Stored items from a collection —
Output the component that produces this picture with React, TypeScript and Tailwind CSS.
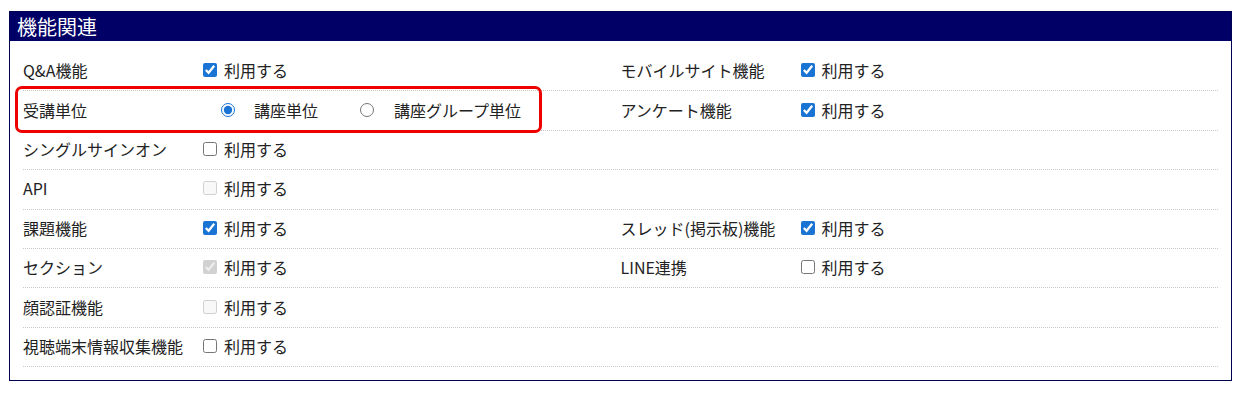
import React from 'react';

type Cell =
  | { label: string; kind: 'check'; checked?: boolean; disabled?: boolean }
  | { label: string; kind: 'radio' }
  | null;

const rows: [Cell, Cell][] = [
  [
    { label: 'Q&A機能', kind: 'check', checked: true },
    { label: 'モバイルサイト機能', kind: 'check', checked: true },
  ],
  [
    { label: '受講単位', kind: 'radio' },
    { label: 'アンケート機能', kind: 'check', checked: true },
  ],
  [{ label: 'シングルサインオン', kind: 'check' }, null],
  [{ label: 'API', kind: 'check', disabled: true }, null],
  [
    { label: '課題機能', kind: 'check', checked: true },
    { label: 'スレッド(掲示板)機能', kind: 'check', checked: true },
  ],
  [
    { label: 'セクション', kind: 'check', checked: true, disabled: true },
    { label: 'LINE連携', kind: 'check' },
  ],
  [{ label: '顔認証機能', kind: 'check', disabled: true }, null],
  [{ label: '視聴端末情報収集機能', kind: 'check' }, null],
];

function Field({ cell }: { cell: Cell }) {
  if (!cell) return <div className="flex-1" />;
  return (
    <div className="flex-1 flex items-center">
      <div className="w-[180px] shrink-0">{cell.label}</div>
      {cell.kind === 'check' ? (
        <label className="flex items-center gap-[7px]">
          <input
            type="checkbox"
            defaultChecked={cell.checked}
            disabled={cell.disabled}
            className="m-0 w-[14px] h-[14px] accent-[#1a74d4]"
          />
          <span>利用する</span>
        </label>
      ) : (
        <div className="flex items-center pl-[18px]">
          <label className="flex items-center gap-[19px]">
            <input
              type="radio"
              name="unit"
              defaultChecked
              className="m-0 w-[14px] h-[14px] accent-[#1a74d4]"
            />
            <span>講座単位</span>
          </label>
          <label className="flex items-center gap-[20px] ml-[42px]">
            <input type="radio" name="unit" className="m-0 w-[14px] h-[14px]" />
            <span>講座グループ単位</span>
          </label>
        </div>
      )}
    </div>
  );
}

export default function App() {
  return (
    <div
      className="bg-white pt-[11px] pl-[9px] pr-[16px] pb-[17px] text-[16px] text-[#222]"
      style={{ fontFamily: '"Noto Sans CJK JP", "Noto Sans", sans-serif' }}
    >
      <div className="relative border border-[#000055]">
        <div className="bg-[#000066] h-[29px] flex items-center px-[7px] text-white text-[20px]">
          機能関連
        </div>
        <div className="pt-[11px] pb-[13px] px-[13px]">
          {rows.map(([l, r], i) => (
            <div
              key={i}
              className="flex h-[39.4px] pb-[2px] border-b border-dotted border-[#c8c8c8]"
            >
              <Field cell={l} />
              <Field cell={r} />
            </div>
          ))}
        </div>
        {/* 受講単位の強調枠 */}
        <div className="absolute left-[5px] top-[74px] w-[527px] h-[47px] border-[3px] border-[#ee0000] rounded-[7px] pointer-events-none" />
      </div>
    </div>
  );
}
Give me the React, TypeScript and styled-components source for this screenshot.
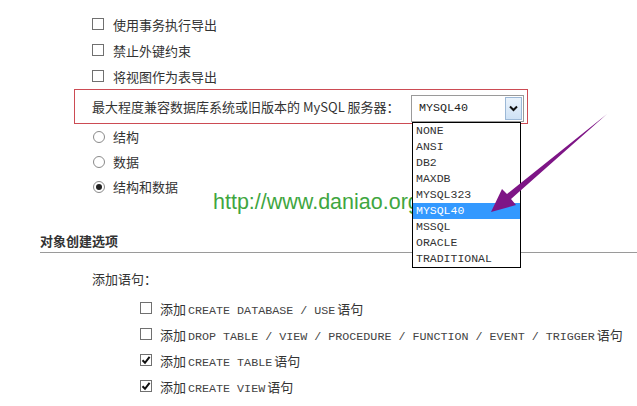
import React from 'react';
import styled, { createGlobalStyle } from 'styled-components';

const GlobalStyle = createGlobalStyle`
  body {
    margin: 0;
    background: #fff;
    font-family: "Noto Sans CJK SC", "Noto Sans", sans-serif;
    color: #333;
  }
`;

const Page = styled.div`
  position: relative;
  width: 637px;
  height: 406px;
  overflow: hidden;
  padding-top: 11px;
  box-sizing: border-box;
  font-size: 13px;
`;

const OptionGroup = styled.div<{ $indent: number }>`
  display: flex;
  flex-direction: column;
  padding-left: ${(p) => p.$indent}px;
`;

const OptionRow = styled.label<{ $h: number; $gap: number }>`
  display: flex;
  align-items: center;
  gap: ${(p) => p.$gap}px;
  height: ${(p) => p.$h}px;
  white-space: nowrap;
`;

const Box = styled.span`
  width: 12px;
  height: 12px;
  box-sizing: border-box;
  border: 1px solid #707070;
  background: #fff;
  display: flex;
  align-items: center;
  justify-content: center;
  flex: none;
`;

const Round = styled.span`
  width: 12px;
  height: 12px;
  box-sizing: border-box;
  border: 1px solid #8a8a8a;
  border-radius: 50%;
  background: #fff;
  display: flex;
  align-items: center;
  justify-content: center;
  flex: none;
`;

const Dot = styled.span`
  width: 6px;
  height: 6px;
  border-radius: 50%;
  background: #222;
`;

const Code = styled.span`
  font-family: "Liberation Mono", "DejaVu Sans Mono", monospace;
  font-size: 11.7px;
  color: #444;
  margin: 0 2px;
`;

const CompatRow = styled.div`
  margin-left: 74px;
  width: 454px;
  height: 35px;
  box-sizing: border-box;
  border: 1px solid #cc4b54;
  display: flex;
  align-items: center;
  justify-content: space-between;
  padding: 0 3px 0 17px;
`;

const SelectWrap = styled.div`
  position: relative;
  width: 113px;
  height: 27px;
  margin-top: 3px;
`;

const SelectBox = styled.div`
  height: 100%;
  box-sizing: border-box;
  border: 1px solid #9a9a9a;
  display: flex;
  align-items: center;
  justify-content: space-between;
  padding: 1px 1px 1px 7px;
  font-family: "Liberation Mono", "DejaVu Sans Mono", monospace;
  font-size: 11.7px;
  color: #222;
`;

const SelectButton = styled.span`
  width: 17px;
  height: 100%;
  box-sizing: border-box;
  border: 1px solid #9cb8d6;
  background: linear-gradient(#eaf3fc, #cfe2f5);
  display: flex;
  align-items: center;
  justify-content: center;
`;

const DropList = styled.ul`
  position: absolute;
  top: 100%;
  left: 1px;
  width: 109px;
  margin: 0;
  padding: 0;
  list-style: none;
  background: #fff;
  border: 1px solid #000;
  box-sizing: border-box;
  z-index: 2;
`;

const DropItem = styled.li<{ $active?: boolean }>`
  height: 16px;
  line-height: 16px;
  padding-left: 3px;
  font-family: "Liberation Mono", "DejaVu Sans Mono", monospace;
  font-size: 11.5px;
  color: ${(p) => (p.$active ? '#fff' : '#333')};
  background: ${(p) => (p.$active ? '#3399ff' : 'transparent')};
`;

const SectionTitle = styled.div`
  margin: 33px 0 0 40px;
  height: 20px;
  border-bottom: 1px solid #9a9a9a;
  font-weight: bold;
  font-size: 13px;
  line-height: 18px;
  color: #333;
`;

const StatementLabel = styled.div`
  margin: 16px 0 6px 92px;
  height: 20px;
  line-height: 20px;
`;

const Watermark = styled.div`
  position: absolute;
  left: 213px;
  top: 190px;
  font-family: "Liberation Sans", Arial, sans-serif;
  font-size: 21.5px;
  line-height: 24px;
  color: #3fa63f;
  z-index: 1;
`;

const ArrowLayer = styled.svg`
  position: absolute;
  left: 0;
  top: 0;
  pointer-events: none;
  z-index: 3;
`;

const Check = ({ on }: { on?: boolean }) => (
  <Box>
    {on && (
      <svg width="10" height="10" viewBox="0 0 10 10">
        <path d="M1.5 5.2 L4 7.8 L8.6 1.8" fill="none" stroke="#111" strokeWidth="2" />
      </svg>
    )}
  </Box>
);

const Radio = ({ on }: { on?: boolean }) => <Round>{on && <Dot />}</Round>;

const dialects = ['NONE', 'ANSI', 'DB2', 'MAXDB', 'MYSQL323', 'MYSQL40', 'MSSQL', 'ORACLE', 'TRADITIONAL'];

function App() {
  return (
    <Page>
      <GlobalStyle />
      <OptionGroup $indent={92}>
        {['使用事务执行导出', '禁止外键约束', '将视图作为表导出'].map((t) => (
          <OptionRow key={t} $h={26} $gap={9}>
            <Check />
            {t}
          </OptionRow>
        ))}
      </OptionGroup>

      <CompatRow>
        <span>最大程度兼容数据库系统或旧版本的 MySQL 服务器：</span>
        <SelectWrap>
          <SelectBox>
            MYSQL40
            <SelectButton>
              <svg width="9" height="7" viewBox="0 0 9 7">
                <path d="M1 1.5 L4.5 5 L8 1.5" fill="none" stroke="#111" strokeWidth="2" />
              </svg>
            </SelectButton>
          </SelectBox>
          <DropList>
            {dialects.map((d) => (
              <DropItem key={d} $active={d === 'MYSQL40'}>
                {d}
              </DropItem>
            ))}
          </DropList>
        </SelectWrap>
      </CompatRow>

      <OptionGroup $indent={93}>
        <OptionRow $h={25} $gap={8}>
          <Radio />
          结构
        </OptionRow>
        <OptionRow $h={25} $gap={8}>
          <Radio />
          数据
        </OptionRow>
        <OptionRow $h={25} $gap={8}>
          <Radio on />
          结构和数据
        </OptionRow>
      </OptionGroup>

      <SectionTitle>对象创建选项</SectionTitle>
      <StatementLabel>添加语句：</StatementLabel>

      <OptionGroup $indent={140}>
        <OptionRow $h={26} $gap={8}>
          <Check />
          <span>
            添加<Code>CREATE DATABASE / USE</Code>语句
          </span>
        </OptionRow>
        <OptionRow $h={26} $gap={8}>
          <Check />
          <span>
            添加<Code>DROP TABLE / VIEW / PROCEDURE / FUNCTION / EVENT / TRIGGER</Code>语句
          </span>
        </OptionRow>
        <OptionRow $h={26} $gap={8}>
          <Check on />
          <span>
            添加<Code>CREATE TABLE</Code>语句
          </span>
        </OptionRow>
        <OptionRow $h={26} $gap={8}>
          <Check on />
          <span>
            添加<Code>CREATE VIEW</Code>语句
          </span>
        </OptionRow>
      </OptionGroup>

      <Watermark>http://www.daniao.org</Watermark>

      <ArrowLayer width="637" height="406" viewBox="0 0 637 406">
        <polygon
          points="491,212 502,189 507,194 607,114 511,199 516,205"
          fill="#7e1586"
        />
      </ArrowLayer>
    </Page>
  );
}

export default App;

THE EXERCISE — Extract all lines containing the word "React".

ANSWER TO THIS PROBLEM —
Output the component that produces this picture with React, TypeScript and Tailwind CSS.
import React from 'react';
Give me the React, TypeScript and styled-components source for this screenshot.
import React from 'react';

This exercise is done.